Dans son rapport intitulé Les opérations d’influence chinoises, l’IRSEM met en évidence la stratégie de soft-power de la Chine, qui consiste à influencer l’économie et la politique de la Nouvelle-Calédonie par des moyens discrets et efficaces, tels que le financement de partis politiques, de think-tanks, de décideurs publics, de chercheurs et de leaders d’opinion.
À la veille du troisième référendum sur l’indépendance de la Nouvelle-Calédonie, son ancien député Philippe Gomès mettait déjà en garde contre « l’ogre chinois » en alertant : « demain la Chine sera présente pour proposer ses services mais à la sortie on sait que ces services, ça a un prix ».
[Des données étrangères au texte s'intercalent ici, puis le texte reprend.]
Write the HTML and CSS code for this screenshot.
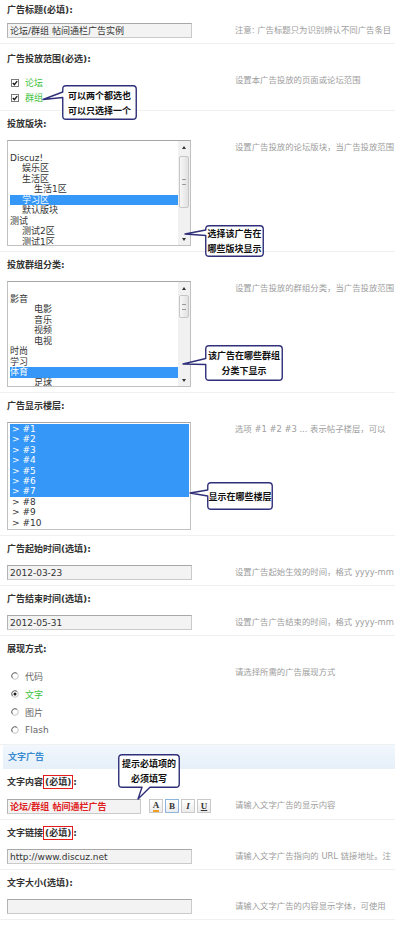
FILE: index.html
```html
<!DOCTYPE html>
<html lang="zh-CN">
<head>
<meta charset="utf-8">
<title>广告设置</title>
<link rel="stylesheet" href="styles.css">
</head>
<body>
<div class="page">

  <div class="row row--first">
    <div class="label">广告标题(必填):</div>
    <div class="field-row">
      <div class="field"><input class="input" type="text" value="论坛/群组 帖间通栏广告实例"></div>
      <div class="note">注意: 广告标题只为识别辨认不同广告条目</div>
    </div>
  </div>

  <div class="row row--checks">
    <div class="label">广告投放范围(必选):</div>
    <div class="field-row">
      <div class="field">
        <ul class="choices choices--check">
          <li class="choice"><svg class="mark" viewBox="0 0 8 8"><rect x=".5" y=".5" width="7" height="7" fill="#fff" stroke="#7a7a7a"/><path d="M1.8,3.9 L3.4,5.6 L6.2,2.1" stroke="#1e1e1e" stroke-width="1.4" fill="none"/></svg><span class="green">论坛</span></li>
          <li class="choice"><svg class="mark" viewBox="0 0 8 8"><rect x=".5" y=".5" width="7" height="7" fill="#fff" stroke="#7a7a7a"/><path d="M1.8,3.9 L3.4,5.6 L6.2,2.1" stroke="#1e1e1e" stroke-width="1.4" fill="none"/></svg><span class="green">群组</span></li>
        </ul>
      </div>
      <div class="note">设置本广告投放的页面或论坛范围</div>
    </div>
  </div>

  <div class="row">
    <div class="label">投放版块:</div>
    <div class="field-row">
      <div class="field">
        <div class="listbox listbox--forum">
          <div class="options">
            <div class="opt">&nbsp;</div>
            <div class="opt">Discuz!</div>
            <div class="opt l1">娱乐区</div>
            <div class="opt l1">生活区</div>
            <div class="opt l2">生活1区</div>
            <div class="opt l1 sel">学习区</div>
            <div class="opt l1">默认版块</div>
            <div class="opt">测试</div>
            <div class="opt l1">测试2区</div>
            <div class="opt l1">测试1区</div>
          </div>
          <div class="scrollbar">
            <div class="sb-arrow"></div>
            <div class="sb-gap sb-gap--forum"></div>
            <div class="sb-thumb sb-thumb--forum"></div>
            <div class="sb-space"></div>
            <div class="sb-arrow sb-arrow--down"></div>
          </div>
        </div>
      </div>
      <div class="note">设置广告投放的论坛版块，当广告投放范围</div>
    </div>
  </div>

  <div class="row">
    <div class="label">投放群组分类:</div>
    <div class="field-row">
      <div class="field">
        <div class="listbox listbox--group">
          <div class="options">
            <div class="opt">&nbsp;</div>
            <div class="opt">影音</div>
            <div class="opt l2">电影</div>
            <div class="opt l2">音乐</div>
            <div class="opt l2">视频</div>
            <div class="opt l2">电视</div>
            <div class="opt">时尚</div>
            <div class="opt">学习</div>
            <div class="opt sel">体育</div>
            <div class="opt l2">足球</div>
          </div>
          <div class="scrollbar">
            <div class="sb-arrow"></div>
            <div class="sb-gap sb-gap--group"></div>
            <div class="sb-thumb sb-thumb--group"></div>
            <div class="sb-space"></div>
            <div class="sb-arrow sb-arrow--down"></div>
          </div>
        </div>
      </div>
      <div class="note">设置广告投放的群组分类，当广告投放范围</div>
    </div>
  </div>

  <div class="row">
    <div class="label">广告显示楼层:</div>
    <div class="field-row">
      <div class="field">
        <div class="listbox listbox--floor">
          <div class="options options--floor">
            <div class="opt sel">&gt; #1</div>
            <div class="opt sel">&gt; #2</div>
            <div class="opt sel">&gt; #3</div>
            <div class="opt sel">&gt; #4</div>
            <div class="opt sel">&gt; #5</div>
            <div class="opt sel">&gt; #6</div>
            <div class="opt sel">&gt; #7</div>
            <div class="opt">&gt; #8</div>
            <div class="opt">&gt; #9</div>
            <div class="opt">&gt; #10</div>
          </div>
        </div>
      </div>
      <div class="note">选项 #1 #2 #3 ... 表示帖子楼层，可以</div>
    </div>
  </div>

  <div class="row">
    <div class="label">广告起始时间(选填):</div>
    <div class="field-row">
      <div class="field"><input class="input" type="text" value="2012-03-23"></div>
      <div class="note">设置广告起始生效的时间，格式 yyyy-mm</div>
    </div>
  </div>

  <div class="row">
    <div class="label">广告结束时间(选填):</div>
    <div class="field-row">
      <div class="field"><input class="input" type="text" value="2012-05-31"></div>
      <div class="note">设置广告广告结束的时间，格式 yyyy-mm</div>
    </div>
  </div>

  <div class="row">
    <div class="label">展现方式:</div>
    <div class="field-row">
      <div class="field">
        <ul class="choices choices--radio">
          <li class="choice"><svg class="mark" viewBox="0 0 8 8"><circle cx="4" cy="4" r="3.3" fill="#fff" stroke="#c4c4c4"/><path d="M1.3,5.9 A3.3,3.3 0 0 1 5.9,1.3" stroke="#6a6a6a" fill="none"/></svg><span>代码</span></li>
          <li class="choice"><svg class="mark" viewBox="0 0 8 8"><circle cx="4" cy="4" r="3.3" fill="#fff" stroke="#c4c4c4"/><path d="M1.3,5.9 A3.3,3.3 0 0 1 5.9,1.3" stroke="#6a6a6a" fill="none"/><circle cx="4" cy="4" r="1.5" fill="#1e1e1e"/></svg><span class="green">文字</span></li>
          <li class="choice"><svg class="mark" viewBox="0 0 8 8"><circle cx="4" cy="4" r="3.3" fill="#fff" stroke="#c4c4c4"/><path d="M1.3,5.9 A3.3,3.3 0 0 1 5.9,1.3" stroke="#6a6a6a" fill="none"/></svg><span>图片</span></li>
          <li class="choice"><svg class="mark" viewBox="0 0 8 8"><circle cx="4" cy="4" r="3.3" fill="#fff" stroke="#c4c4c4"/><path d="M1.3,5.9 A3.3,3.3 0 0 1 5.9,1.3" stroke="#6a6a6a" fill="none"/></svg><span>Flash</span></li>
        </ul>
      </div>
      <div class="note">请选择所需的广告展现方式</div>
    </div>
  </div>

  <div class="section-head">文字广告</div>

  <div class="row">
    <div class="label">文字内容<span class="req">(必填)</span>:</div>
    <div class="field-row">
      <div class="field editor">
        <input class="input input--short" type="text" value="论坛/群组 帖间通栏广告">
        <div class="tools">
          <span class="tool"><span class="tool-a">A</span></span>
          <span class="tool tool--on">B</span>
          <span class="tool tool--i">I</span>
          <span class="tool tool--u">U</span>
        </div>
      </div>
      <div class="note">请输入文字广告的显示内容</div>
    </div>
  </div>

  <div class="row">
    <div class="label">文字链接<span class="req">(必填)</span>:</div>
    <div class="field-row">
      <div class="field"><input class="input" type="text" value="http://www.discuz.net"></div>
      <div class="note">请输入文字广告指向的 URL 链接地址。注</div>
    </div>
  </div>

  <div class="row">
    <div class="label">文字大小(选填):</div>
    <div class="field-row">
      <div class="field"><input class="input" type="text" value=""></div>
      <div class="note">请输入文字广告的内容显示字体，可使用</div>
    </div>
  </div>

  <div class="callout callout--1">
    <svg class="bubble" width="75" height="35" viewBox="0 0 75 35"><path d="M4,.75 H71 Q74.25,.75 74.25,4 V31 Q74.25,34.25 71,34.25 H4 Q.75,34.25 .75,31 V12.5 L-19,14.5 L.75,7 V4 Q.75,.75 4,.75 Z"/></svg>
    <div class="callout-text"><span>可以两个都选也</span><span>可以只选择一个</span></div>
  </div>

  <div class="callout callout--2">
    <svg class="bubble" width="59" height="32" viewBox="0 0 59 32"><path d="M4,.75 H55 Q58.25,.75 58.25,4 V28 Q58.25,31.25 55,31.25 H4 Q.75,31.25 .75,28 V10.5 L-20,9 L.75,5 V4 Q.75,.75 4,.75 Z"/></svg>
    <div class="callout-text"><span>选择该广告在</span><span>哪些版块显示</span></div>
  </div>

  <div class="callout callout--3">
    <svg class="bubble" width="78" height="36" viewBox="0 0 78 36"><path d="M4,.75 H74 Q77.25,.75 77.25,4 V32 Q77.25,35.25 74,35.25 H4 Q.75,35.25 .75,32 V19.5 L-22,19 L.75,13.5 V4 Q.75,.75 4,.75 Z"/></svg>
    <div class="callout-text"><span>该广告在哪些群组</span><span>分类下显示</span></div>
  </div>

  <div class="callout callout--4">
    <svg class="bubble" width="66" height="28" viewBox="0 0 66 28"><path d="M4,.75 H62 Q65.25,.75 65.25,4 V24 Q65.25,27.25 62,27.25 H4 Q.75,27.25 .75,24 V14 L-17,11 L.75,8 V4 Q.75,.75 4,.75 Z"/></svg>
    <div class="callout-text"><span>显示在哪些楼层</span></div>
  </div>

  <div class="callout callout--5">
    <svg class="bubble" width="62" height="34" viewBox="0 0 62 34"><path d="M4,.75 H58 Q61.25,.75 61.25,4 V30 Q61.25,33.25 58,33.25 H32 L20,45 L24,33.25 H4 Q.75,33.25 .75,30 V4 Q.75,.75 4,.75 Z"/></svg>
    <div class="callout-text"><span>提示必填项的</span><span>必须填写</span></div>
  </div>

</div>
</body>
</html>
```

FILE: styles.css
```css
* {
  box-sizing: border-box;
}

html,
body {
  margin: 0;
  padding: 0;
  background: #fff;
}

body {
  width: 395px;
  height: 925px;
  overflow: hidden;
  font-family: "DejaVu Sans", "Noto Sans CJK SC", sans-serif;
  font-size: 9px;
  color: #333;
}

.page {
  position: relative;
}

/* rows */
.row {
  padding: 5px 0 5px 7px;
  border-bottom: 1px solid #f0f0f0;
}

.row--first {
  padding-top: 2px;
}

.row--first .label {
  margin-bottom: 5px;
}

.row--checks {
  padding-top: 7px;
}

.row--checks .label {
  margin-bottom: 6px;
}

.label {
  height: 16px;
  line-height: 16px;
  margin-bottom: 8px;
  font-weight: bold;
  color: #333;
  white-space: nowrap;
}

.req {
  border: 1px solid #e31b1b;
  padding: 1px 1px;
}

.field-row {
  display: flex;
  align-items: flex-start;
}

.field {
  width: 228px;
  flex: none;
}

.note {
  font-size: 8.4px;
  line-height: 15px;
  color: #9d9d9d;
  white-space: nowrap;
}

/* text inputs */
.input {
  display: block;
  width: 185px;
  height: 15px;
  margin: 0;
  padding: 0 2px;
  border: 1px solid #cacaca;
  border-top-color: #a8a8a8;
  border-left-color: #b4b4b4;
  background: #f3f3f3;
  font-family: "DejaVu Sans", "Noto Sans CJK SC", sans-serif;
  font-size: 9px;
  color: #333;
  outline: none;
}

.input--short {
  width: 134px;
  color: #e01f1f;
  font-weight: bold;
}

/* checkbox / radio lists */
.choices {
  list-style: none;
  margin: 2px 0 0;
  padding: 0;
}

.choice {
  display: flex;
  align-items: center;
  gap: 6px;
  height: 15px;
  padding-left: 4px;
  color: #666;
}

.choices--radio .choice {
  height: 18px;
}

.mark {
  width: 8px;
  height: 8px;
  flex: none;
}

.green {
  color: #3cc23c;
}

/* list boxes */
.listbox {
  display: flex;
  width: 184px;
  border: 1px solid #c0c0c0;
  border-top-color: #a6a6a6;
  background: #fff;
}

.listbox--forum,
.listbox--group {
  height: 106px;
}

.listbox--floor {
  height: 108px;
}

.options {
  flex: 1;
  padding: 1px 0 0 2px;
  overflow: hidden;
}

.options--floor {
  padding: 1px 1px 0 2px;
}

.options--floor .opt {
  height: 10.4px;
  line-height: 10.4px;
  padding-left: 2px;
}

.opt {
  height: 10.5px;
  line-height: 10.5px;
  white-space: nowrap;
  color: #333;
}

.opt.sel {
  background: #3597f8;
  color: #fff;
}

.opt.l1 {
  padding-left: 12px;
}

.opt.l2 {
  padding-left: 24px;
}

.scrollbar {
  width: 12px;
  flex: none;
  display: flex;
  flex-direction: column;
  background: #f1f1f1;
}

.sb-arrow {
  height: 12px;
  flex: none;
  display: flex;
  align-items: center;
  justify-content: center;
}

.sb-arrow::before {
  content: "";
  border-left: 2.5px solid transparent;
  border-right: 2.5px solid transparent;
  border-bottom: 3px solid #333;
}

.sb-arrow--down::before {
  border-bottom: 0;
  border-top: 3px solid #333;
}

.sb-gap--forum {
  height: 3px;
}

.sb-gap--group {
  height: 1px;
}

.sb-thumb {
  margin: 0 1px;
  flex: none;
  border: 1px solid #c6c6c6;
  border-radius: 2px;
  background: linear-gradient(to right, #f7f7f7, #e1e1e1);
  display: flex;
  align-items: center;
  justify-content: center;
}

.sb-thumb::after {
  content: "";
  width: 4px;
  height: 4px;
  border-top: 1px solid #9a9a9a;
  border-bottom: 1px solid #9a9a9a;
}

.sb-thumb--forum {
  height: 52px;
}

.sb-thumb--group {
  height: 23px;
}

.sb-space {
  flex: 1;
}

/* section header */
.section-head {
  height: 24px;
  line-height: 24px;
  margin-left: 3px;
  padding-left: 5px;
  background: linear-gradient(#f1f7fc, #e6f0f9);
  color: #3a8bd2;
  font-weight: bold;
}

/* text editor buttons */
.editor {
  display: flex;
  align-items: center;
  height: 16px;
}

.tools {
  display: flex;
  gap: 2px;
  margin-left: 8px;
}

.tool {
  width: 14px;
  height: 14px;
  border: 1px solid #c9c9c9;
  background: linear-gradient(#ffffff, #ebebeb);
  display: flex;
  align-items: center;
  justify-content: center;
  font-family: "Liberation Serif", serif;
  font-weight: bold;
  font-size: 9px;
  color: #333;
}

.tool--on {
  border-color: #8fb4de;
}

.tool--i {
  font-style: italic;
}

.tool--u {
  text-decoration: underline;
}

.tool-a {
  line-height: 9px;
  border-bottom: 2px solid #f2a024;
}

/* callouts */
.callout {
  position: absolute;
}

.bubble {
  position: absolute;
  left: 0;
  top: 0;
  overflow: visible;
}

.bubble path {
  fill: #fff;
  stroke: #30307a;
  stroke-width: 1.4;
  stroke-linejoin: round;
}

.callout-text {
  position: absolute;
  inset: 0;
  display: flex;
  flex-direction: column;
  align-items: center;
  justify-content: center;
  font-family: "Noto Sans CJK SC", sans-serif;
  font-weight: bold;
  font-size: 9px;
  line-height: 15px;
  color: #111;
  white-space: nowrap;
}

.callout--1 {
  left: 62px;
  top: 85px;
  width: 75px;
  height: 35px;
}

.callout--2 {
  left: 205px;
  top: 225px;
  width: 59px;
  height: 32px;
}

.callout--3 {
  left: 205px;
  top: 345px;
  width: 78px;
  height: 36px;
}

.callout--4 {
  left: 207px;
  top: 482px;
  width: 66px;
  height: 28px;
}

.callout--5 {
  left: 118px;
  top: 754px;
  width: 62px;
  height: 34px;
}
```
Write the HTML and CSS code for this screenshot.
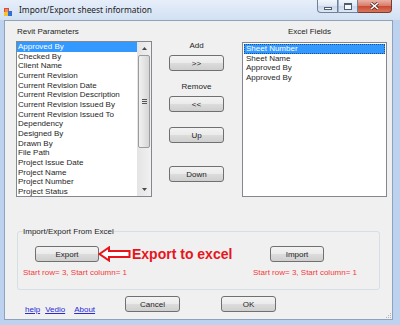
FILE: index.html
```html
<!DOCTYPE html>
<html lang="en">
<head>
<meta charset="UTF-8" />
<title>Import/Export sheest information</title>
<link rel="stylesheet" href="styles.css">
</head>
<body>
<div class="window">
    <div class="titlebar">
        <svg class="app-icon" width="8" height="8" viewBox="0 0 8 8">
            <rect x="0" y="0" width="5" height="5" fill="#d8502e"/>
            <rect x="0" y="4" width="4" height="4" fill="#f2c335"/>
            <rect x="4" y="3" width="4" height="5" fill="#2f6fd6"/>
            <rect x="1" y="1" width="3" height="3" fill="#f08a5d"/>
        </svg>
        <div class="title">Import/Export sheest information</div>
        <div class="caption-buttons">
            <div class="cap cap-min"><span class="min-bar"></span></div>
            <div class="cap cap-max"><span class="max-box"></span></div>
            <div class="cap cap-close">
                <svg width="9" height="8" viewBox="0 0 9 8">
                    <path d="M1 1 L8 7 M8 1 L1 7" stroke="#5a2a24" stroke-width="3"/>
                    <path d="M1 1 L8 7 M8 1 L1 7" stroke="#fff" stroke-width="1.6"/>
                </svg>
            </div>
        </div>
    </div>
    <div class="client">
        <div class="lists">
            <div class="col-left">
                <div class="caption left-caption">Revit Parameters</div>
                <div class="listbox">
                    <div class="items">
                        <div class="item selected">Approved By</div>
                        <div class="item">Checked By</div>
                        <div class="item">Client Name</div>
                        <div class="item">Current Revision</div>
                        <div class="item">Current Revision Date</div>
                        <div class="item">Current Revision Description</div>
                        <div class="item">Current Revision Issued By</div>
                        <div class="item">Current Revision Issued To</div>
                        <div class="item">Dependency</div>
                        <div class="item">Designed By</div>
                        <div class="item">Drawn By</div>
                        <div class="item">File Path</div>
                        <div class="item">Project Issue Date</div>
                        <div class="item">Project Name</div>
                        <div class="item">Project Number</div>
                        <div class="item">Project Status</div>
                    </div>
                    <div class="scrollbar">
                        <div class="sb-arrow">
                            <svg width="5" height="3" viewBox="0 0 5 3"><path d="M0 3 L2.5 0 L5 3 Z" fill="#4a4a4a"/></svg>
                        </div>
                        <div class="sb-thumb">
                            <div class="grip"><span></span><span></span><span></span></div>
                        </div>
                        <div class="sb-track"></div>
                        <div class="sb-arrow">
                            <svg width="5" height="3" viewBox="0 0 5 3"><path d="M0 0 L2.5 3 L5 0 Z" fill="#4a4a4a"/></svg>
                        </div>
                    </div>
                </div>
            </div>
            <div class="col-mid">
                <div class="caption add-caption">Add</div>
                <button class="btn btn-mid">&gt;&gt;</button>
                <div class="caption remove-caption">Remove</div>
                <button class="btn btn-mid">&lt;&lt;</button>
                <button class="btn btn-mid btn-up">Up</button>
                <button class="btn btn-mid btn-down">Down</button>
            </div>
            <div class="col-right">
                <div class="caption right-caption">Excel Fields</div>
                <div class="listbox listbox-right">
                    <div class="items">
                        <div class="item selected focused">Sheet Number</div>
                        <div class="item">Sheet Name</div>
                        <div class="item">Approved By</div>
                        <div class="item">Approved By</div>
                    </div>
                </div>
            </div>
        </div>

        <fieldset class="group">
            <legend>Import/Export From Excel</legend>
            <div class="group-grid">
                <div class="group-col">
                    <div class="export-row">
                        <button class="btn btn-export">Export</button>
                        <svg class="arrow" width="33" height="16" viewBox="0 0 33 16">
                            <polygon points="1.5,8 11,1.5 11,5 31.5,5 31.5,11 11,11 11,14.5" fill="#fff" stroke="#e8141c" stroke-width="2"/>
                        </svg>
                        <span class="note">Export to excel</span>
                    </div>
                    <div class="start-info">Start row= 3, Start column= 1</div>
                </div>
                <div class="group-col">
                    <div class="export-row">
                        <button class="btn btn-import">Import</button>
                    </div>
                    <div class="start-info">Start row= 3, Start column= 1</div>
                </div>
            </div>
        </fieldset>

        <div class="footer">
            <div class="links">
                <a href="#" class="link-help">help</a>
                <a href="#" class="link-vedio">Vedio</a>
                <a href="#">About</a>
            </div>
            <button class="btn btn-footer">Cancel</button>
            <button class="btn btn-footer btn-ok">OK</button>
        </div>

        <svg class="size-grip" width="7" height="7" viewBox="0 0 7 7">
            <rect x="5" y="1" width="1" height="1" fill="#b5b5b5"/>
            <rect x="3" y="3" width="1" height="1" fill="#b5b5b5"/>
            <rect x="5" y="3" width="1" height="1" fill="#b5b5b5"/>
            <rect x="1" y="5" width="1" height="1" fill="#b5b5b5"/>
            <rect x="3" y="5" width="1" height="1" fill="#b5b5b5"/>
            <rect x="5" y="5" width="1" height="1" fill="#b5b5b5"/>
        </svg>
    </div>
</div>
</body>
</html>
```

FILE: styles.css
```css
* { box-sizing: border-box; }
body { margin: 0; font-family: "Liberation Sans", Arial, sans-serif; font-size: 8px; color: #1e1e1e; background: #fff; }

.window { width: 400px; height: 325px; background: #bcd2ee; display: flex; flex-direction: column; overflow: hidden; }

/* title bar */
.titlebar { height: 20px; flex: none; display: flex; align-items: flex-start; background: linear-gradient(#e6eef9, #d2e1f3); }
.app-icon { margin: 8px 0 0 4px; flex: none; }
.title { flex: 1; margin: 4px 0 0 7px; font-family: "Noto Sans", sans-serif; font-size: 8.4px; line-height: 12px; color: #1b1b1b; white-space: nowrap; }
.caption-buttons { display: flex; margin-right: 8px; flex: none; }
.cap { height: 13px; border: 1px solid #6f819a; border-top: none; display: flex; align-items: center; justify-content: center; }
.cap-min { width: 21px; border-radius: 0 0 0 4px; background: linear-gradient(#f2f6fb, #dce6f2 50%, #c8d7ea 52%, #dde8f5); }
.cap-max { width: 20px; border-left: 1px solid #9fb0c5; background: linear-gradient(#f2f6fb, #dce6f2 50%, #c8d7ea 52%, #dde8f5); }
.cap-close { width: 34px; border-left: none; border-color: #7a3b32; border-radius: 0 0 4px 0; background: linear-gradient(#eab1a5, #d97a68 50%, #c84a35 52%, #dc7557); }
.min-bar { width: 8px; height: 3px; margin-top: 5px; background: #fff; border: 1px solid #4f5d70; }
.max-box { width: 8px; height: 7px; border: 1px solid #4f5d70; border-top-width: 2px; background: #f6f9fd; }

/* client area */
.client { flex: 1; margin: 0 7px 5px 4px; background: #f0f0f0; border: 1px solid #8ea2bb; position: relative; }

.lists { display: flex; padding: 5px 0 0 11px; }
.caption { line-height: 12px; height: 12px; white-space: nowrap; }
.col-left { width: 136px; }
.left-caption { padding-left: 1px; }
.col-mid { width: 55px; margin-left: 17px; display: flex; flex-direction: column; align-items: center; }
.col-right { width: 145px; margin-left: 18px; }
.right-caption { text-align: center; padding-right: 10px; }

.listbox { margin-top: 3px; height: 156px; border: 1px solid #828790; background: #fff; display: flex; }
.listbox-right { margin-top: 4px; height: 155px; }
.items { flex: 1; overflow: hidden; }
.listbox-right .items { padding: 1px; }
.item { height: 9.67px; line-height: 9.67px; padding-left: 1px; white-space: nowrap; color: #1e1e1e; }
.listbox-right .item { padding-left: 2px; }
.item.selected { background: #3399ff; color: #fff; }
.item.focused { outline: 1px dotted #1d4f8a; outline-offset: -1px; }

.scrollbar { width: 14px; flex: none; display: flex; flex-direction: column; background: linear-gradient(90deg, #e4e4e4, #f1f1f1); }
.sb-arrow { height: 13px; flex: none; display: flex; align-items: center; justify-content: center; }
.sb-thumb { height: 93px; margin: 0 1px; border: 1px solid #9b9b9b; border-radius: 2px; background: linear-gradient(90deg, #f1f1f1, #d6d6d6); display: flex; align-items: center; justify-content: center; }
.grip { display: flex; flex-direction: column; gap: 1px; }
.grip span { display: block; width: 5px; height: 1px; background: #555; }
.sb-track { flex: 1; }

/* buttons */
.btn { height: 16px; padding: 0; border: 1px solid #707070; border-radius: 3px; background: linear-gradient(#f3f3f3, #ebebeb 48%, #dcdcdc 52%, #cfcfcf); font-family: "Liberation Sans", Arial, sans-serif; font-size: 8px; color: #1e1e1e; display: flex; align-items: center; justify-content: center; }
.btn-mid { width: 55px; margin-top: 3px; }
.add-caption { margin-top: 14px; }
.remove-caption { margin-top: 10px; }
.btn-up { margin-top: 15px; }
.btn-down { margin-top: 23px; }

/* group box */
.group { margin: 28px 0 0 12px; width: 363px; border: 1px solid #d5dfe5; border-radius: 3px; padding: 8px 5px 10px 5px; }
.group legend { padding: 0; font-size: 8px; line-height: 13px; color: #1e1e1e; }
.group-grid { display: grid; grid-template-columns: 230px 1fr; }
.export-row { display: flex; align-items: center; height: 16px; }
.btn-export { width: 64px; margin-left: 12px; }
.btn-import { width: 54px; margin-left: 17px; }
.arrow { margin-left: -1px; flex: none; }
.note { margin-left: 1px; font-size: 14px; font-weight: bold; color: #e8141c; line-height: 16px; white-space: nowrap; }
.start-info { margin-top: 5px; line-height: 12px; color: #f23b3b; white-space: nowrap; }

/* footer */
.footer { display: flex; margin-top: 6px; padding-left: 20px; }
.links { width: 100px; padding-top: 8px; display: flex; }
.links a { color: #2a2ad8; text-decoration: underline; line-height: 12px; }
.link-help { margin-right: 5px; }
.link-vedio { margin-right: 9px; }
.btn-footer { width: 55px; }
.btn-ok { margin-left: 41px; }

.size-grip { position: absolute; right: 0; bottom: 0; }
```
Une « puissance d’équilibre » entre la Chine et les États-Unis
La visite du chef de l’État, qui se rendra également au Vanuatu et en Papouasie-Nouvelle-Guinée voisines, prendra donc une dimension géopolitique, dans une vaste zone dite « indopacifique » allant des côtes est-africaines aux côtes ouest-américaines, où Emmanuel Macron entend faire de la France une « puissance d’équilibre » entre la Chine et les États-Unis.
En équilibre sur le fil de la politique intérieure et de l’influence extérieure, l’enjeu majeur de la visite du chef d’État sera d’apporter des réponses convaincantes qui soient en mesure de contrer l’influence croissante de la Chine et de créer une vision d’avenir pour la Nouvelle-Calédonie.